La suite de l'histoire est connue. Répression sanglante, 40 000 morts, défaite de la commune. Et victoire des républicains de droite qui se sont faufilés entre la défaite de Napoléon et celle des communards. Mais ce qu'on connaît moins, c'est la suite de l'histoire : c'est de quelle manière on efface de la mémoire collective une conflictualité qui a fait 40 000 morts.

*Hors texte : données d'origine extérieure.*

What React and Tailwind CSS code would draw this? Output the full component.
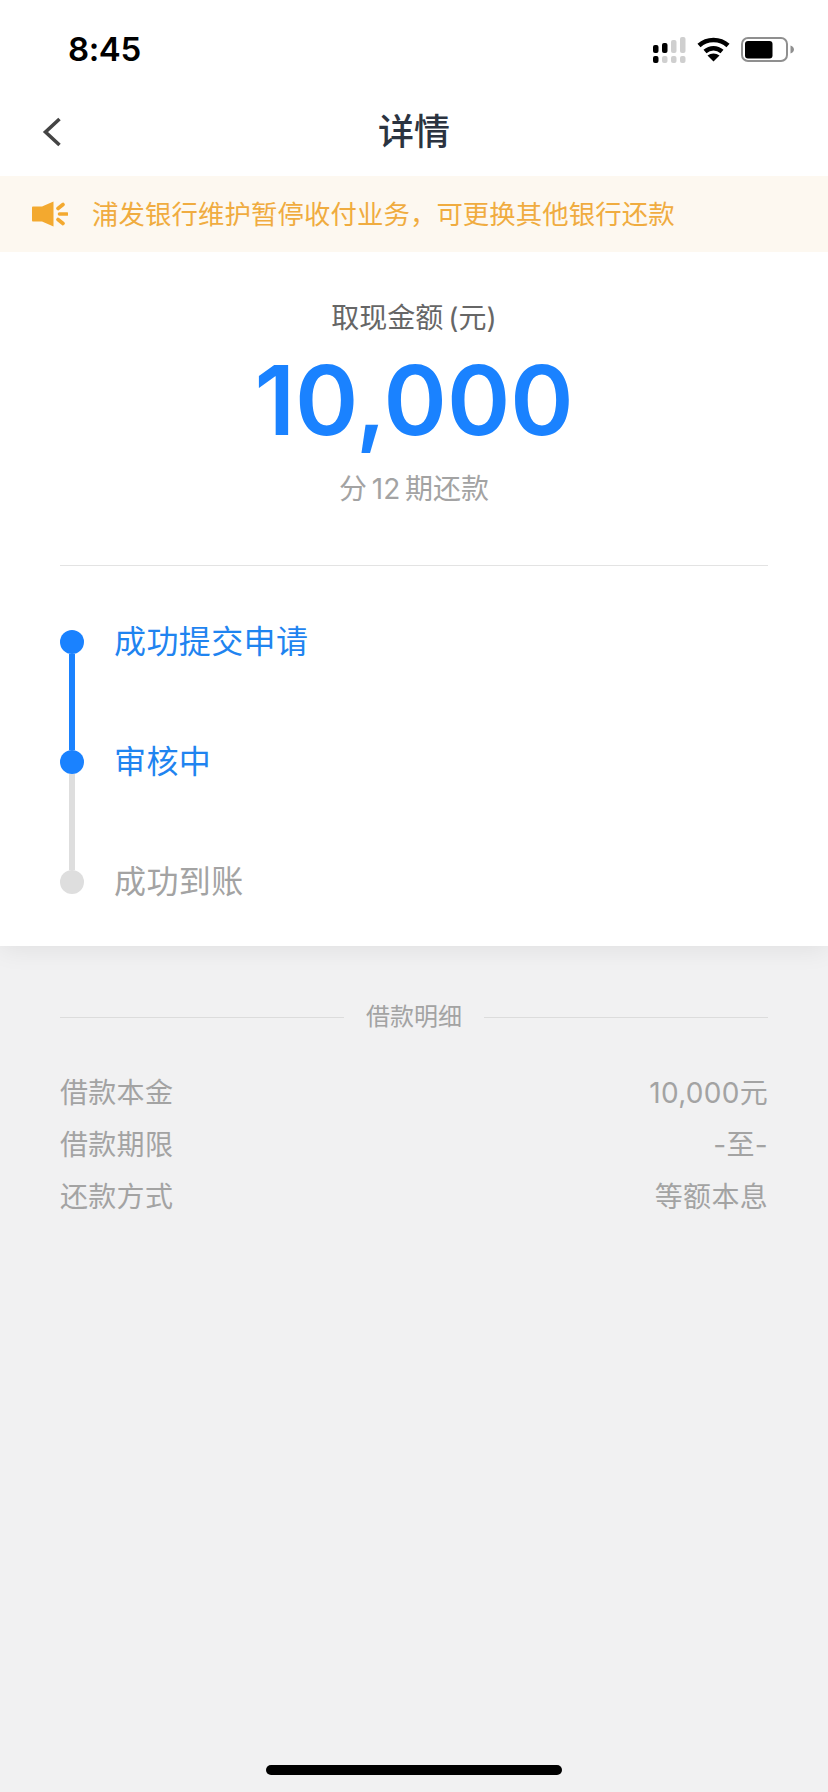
const steps = [
  { label: '成功提交申请', dot: 'bg-[#1a82ff]', text: 'text-[#1f84f0]', line: 'bg-[#1a82ff]' },
  { label: '审核中', dot: 'bg-[#1a82ff]', text: 'text-[#1f84f0]', line: 'bg-[#dedede]' },
  { label: '成功到账', dot: 'bg-[#dedede]', text: 'text-[#a3a3a3]' },
];

const details = [
  ['借款本金', '10,000元'],
  ['借款期限', '-至-'],
  ['还款方式', '等额本息'],
];

function StatusIcons() {
  return (
    <div className="flex items-center">
      <svg width="33" height="26" viewBox="0 0 33 26">
        <rect x="0" y="8" width="5.5" height="8" rx="2" fill="#000" />
        <rect x="9" y="6" width="5.5" height="10" rx="2" fill="#000" />
        <rect x="18" y="3" width="5.5" height="13" rx="2" fill="#cfcfcf" />
        <rect x="27" y="0" width="5.5" height="16" rx="2" fill="#cfcfcf" />
        <rect x="0" y="19" width="5.5" height="7" rx="2" fill="#000" />
        <rect x="9" y="19" width="5.5" height="7" rx="2" fill="#cfcfcf" />
        <rect x="18" y="19" width="5.5" height="7" rx="2" fill="#cfcfcf" />
        <rect x="27" y="19" width="5.5" height="7" rx="2" fill="#cfcfcf" />
      </svg>
      <svg className="ml-[11px]" width="33" height="25" viewBox="0 0 33 25">
        <path d="M2 8.5C10 1 23 1 31 8.5" fill="none" stroke="#000" strokeWidth="4.5" />
        <path d="M8 14.5C13 10 20 10 25 14.5" fill="none" stroke="#000" strokeWidth="4.5" />
        <path d="M16.5 24.5L10.5 18.5C14 15.8 19 15.8 22.5 18.5Z" fill="#000" />
      </svg>
      <svg className="ml-[11px]" width="54" height="26" viewBox="0 0 54 26">
        <rect x="1" y="1" width="45" height="23" rx="6" fill="none" stroke="#8f8f8f" strokeWidth="2" />
        <rect x="4" y="4" width="27.5" height="17.5" rx="3" fill="#000" />
        <path d="M49.5 8.5C52 9.5 53 11 53 12.5C53 14 52 15.5 49.5 16.5Z" fill="#8f8f8f" />
      </svg>
    </div>
  );
}

function Megaphone() {
  return (
    <svg width="36" height="26" viewBox="0 0 36 26" className="shrink-0">
      <path d="M1 5.5H10L21.5 0.5V25.5L10 20.5H1C0.5 20.5 0 20 0 19.5V6.5C0 6 0.5 5.5 1 5.5Z" fill="#f3a92f" />
      <path d="M26 7.5L31 3.5M27.5 13H35M26 18.5L31 22.5" fill="none" stroke="#f3a92f" strokeWidth="3.6" strokeLinecap="round" />
    </svg>
  );
}

export default function App() {
  return (
    <div className="w-[828px] h-[1792px] flex flex-col bg-[#f1f1f2] font-['Inter','Noto_Sans_CJK_SC',sans-serif]">
      <div className="bg-white shadow-[0_4px_24px_rgba(0,0,0,0.07)]">
        <div className="h-[88px] pt-[11px] pl-[68px] pr-[33px] flex items-center justify-between">
          <span className="text-[33px] font-semibold text-black leading-none tracking-[-0.4px]">8:45</span>
          <StatusIcons />
        </div>

        <div className="relative h-[88px] flex items-center justify-center">
          <svg className="absolute left-[42px] top-[29px]" width="20" height="30" viewBox="0 0 20 30">
            <path d="M17.5 2L3.5 15L17.5 28" fill="none" stroke="#444444" strokeWidth="3.6" />
          </svg>
          <h1 className="text-[36px] font-medium text-[#2b3340] leading-none">详情</h1>
        </div>

        <div className="h-[76px] pl-[32px] bg-[#fdf8f0] flex items-center gap-[24px]">
          <Megaphone />
          <p className="text-[26.4px] text-[#f0ac40] leading-none tracking-[0.1px]">浦发银行维护暂停收付业务，可更换其他银行还款</p>
        </div>

        <div className="pt-[48px] flex flex-col items-center">
          <p className="text-[28px] text-[#666666] leading-[36px] [word-spacing:-3px]">取现金额 (元)</p>
          <p className="mt-[16px] text-[96px] font-semibold text-[#1a82ff] leading-[96px]">10,000</p>
          <p className="mt-[23px] text-[28px] text-[#a3a3a3] leading-[36px] [word-spacing:-3px]">分 12 期还款</p>
        </div>

        <div className="mx-[60px] mt-[58px] h-[1px] bg-[#e3e3e3]" />

        <div className="pt-[64px] pb-[52px] pl-[60px] flex flex-col">
          {steps.map((s) => (
            <div key={s.label} className={`flex gap-[30px] ${s.line ? 'h-[120px]' : 'h-[24px]'}`}>
              <div className="relative w-[24px] flex flex-col items-center">
                <div className={`w-[24px] h-[24px] rounded-full shrink-0 ${s.dot}`} />
                {s.line && <div className={`w-[6px] grow ${s.line}`} />}
              </div>
              <span className={`text-[32px] leading-[24px] tracking-[0.4px] ${s.text}`}>{s.label}</span>
            </div>
          ))}
        </div>
      </div>

      <div className="px-[60px] pt-[55px] flex items-center">
        <div className="grow h-[1px] bg-[#dcdcdc]" />
        <span className="mx-[22px] text-[24px] text-[#a3a3a3] leading-[32px]">借款明细</span>
        <div className="grow h-[1px] bg-[#dcdcdc]" />
      </div>

      <div className="mt-[34px] px-[60px] flex flex-col">
        {details.map(([k, v]) => (
          <div key={k} className="h-[52px] flex items-center justify-between text-[28px] text-[#a3a3a3] tracking-[0.3px]">
            <span>{k}</span>
            <span>{v}</span>
          </div>
        ))}
      </div>

      <div className="mt-auto mb-[17px] mx-auto w-[296px] h-[10px] rounded-full bg-black" />
    </div>
  );
}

C'est simple : les républicains de droite, Thiers et Ferry en tête, ont reconfiguré la ligne de partage qui déchirait la France d'alors. Et comment ont-ils fait? En inventant la Laïcité, celle qui aura effacé la conflictualité sociale ayant généré la Commune, et qui aura finalement imposé un nouveau conflit, une nouvelle ligne de partage. Pour jouer le jeu des citations, laissons ici la parole à Baubérot, l'historien consacré de la Laïcité : « Dans ce conflit (imposé par la laïcité), partisans d'une France libérale et partisans d'une France socialiste se trouvent unis. Cette union est au détriment de ces derniers : la question sociale est reléguée au second plan par la question religieuse. » (Histoire de la laïcité en France, PUF, p. 78).

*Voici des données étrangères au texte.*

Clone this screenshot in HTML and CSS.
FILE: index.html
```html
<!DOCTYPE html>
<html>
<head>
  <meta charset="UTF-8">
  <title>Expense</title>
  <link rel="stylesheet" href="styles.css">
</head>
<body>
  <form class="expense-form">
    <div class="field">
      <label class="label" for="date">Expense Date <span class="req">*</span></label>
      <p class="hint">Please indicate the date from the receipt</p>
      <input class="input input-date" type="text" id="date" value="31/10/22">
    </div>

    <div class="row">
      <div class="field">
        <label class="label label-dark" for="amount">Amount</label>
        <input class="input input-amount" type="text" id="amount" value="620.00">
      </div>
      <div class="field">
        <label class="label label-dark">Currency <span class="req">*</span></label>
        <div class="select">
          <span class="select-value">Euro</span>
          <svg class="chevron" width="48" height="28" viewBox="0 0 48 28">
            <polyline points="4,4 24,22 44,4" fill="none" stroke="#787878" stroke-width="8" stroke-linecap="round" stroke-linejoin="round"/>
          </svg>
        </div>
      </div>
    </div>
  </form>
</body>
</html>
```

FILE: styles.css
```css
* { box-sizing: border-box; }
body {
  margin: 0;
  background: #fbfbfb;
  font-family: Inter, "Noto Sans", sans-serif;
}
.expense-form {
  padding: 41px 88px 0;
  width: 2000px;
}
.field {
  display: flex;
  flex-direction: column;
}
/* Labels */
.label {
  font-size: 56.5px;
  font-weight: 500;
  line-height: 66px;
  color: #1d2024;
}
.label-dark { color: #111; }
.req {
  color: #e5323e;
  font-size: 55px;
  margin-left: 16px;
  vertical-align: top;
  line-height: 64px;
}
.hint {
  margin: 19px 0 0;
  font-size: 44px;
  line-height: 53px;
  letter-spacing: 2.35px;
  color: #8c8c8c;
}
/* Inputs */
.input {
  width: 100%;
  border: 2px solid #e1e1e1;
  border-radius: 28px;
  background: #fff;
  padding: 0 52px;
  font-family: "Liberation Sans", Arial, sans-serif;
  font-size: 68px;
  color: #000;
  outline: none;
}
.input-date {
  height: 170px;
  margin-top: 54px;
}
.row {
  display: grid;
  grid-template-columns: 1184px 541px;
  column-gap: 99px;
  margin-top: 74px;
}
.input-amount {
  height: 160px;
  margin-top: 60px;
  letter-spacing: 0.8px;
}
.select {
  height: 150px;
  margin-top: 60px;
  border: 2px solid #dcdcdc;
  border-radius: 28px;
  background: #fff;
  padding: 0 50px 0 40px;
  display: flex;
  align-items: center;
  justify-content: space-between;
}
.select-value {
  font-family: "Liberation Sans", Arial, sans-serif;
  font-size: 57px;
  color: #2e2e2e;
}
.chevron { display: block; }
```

Vous voyez alors où je veux en venir? Avec sa charte des valeurs, le PQ nous fait le coup des républicains de droite, de Thiers et de Ferry. Même chose, à quelques différences près, avec Valls et sa croisade contre Dieudonné. Suis-je contre les intégristes, contre le clergé ? Oui, je le suis. La commune l'était aussi quand elle coupait la tête de l'évêque de Paris. Mais je le suis à la condition, comme durant la Commune, que cette lutte soit menée à l'intérieur d'une lutte contre le capitalisme. Suis-je enfin contre la nébuleuse qu'est le discours de Dieudonné, derrière laquelle se cache une variété de nationalistes identitaires qui banalisent les discours du FN et d'Aube Dorée? Oui, je le suis. Mais à la condition que cela ne favorise pas la République des riches, de Valls et ses amis.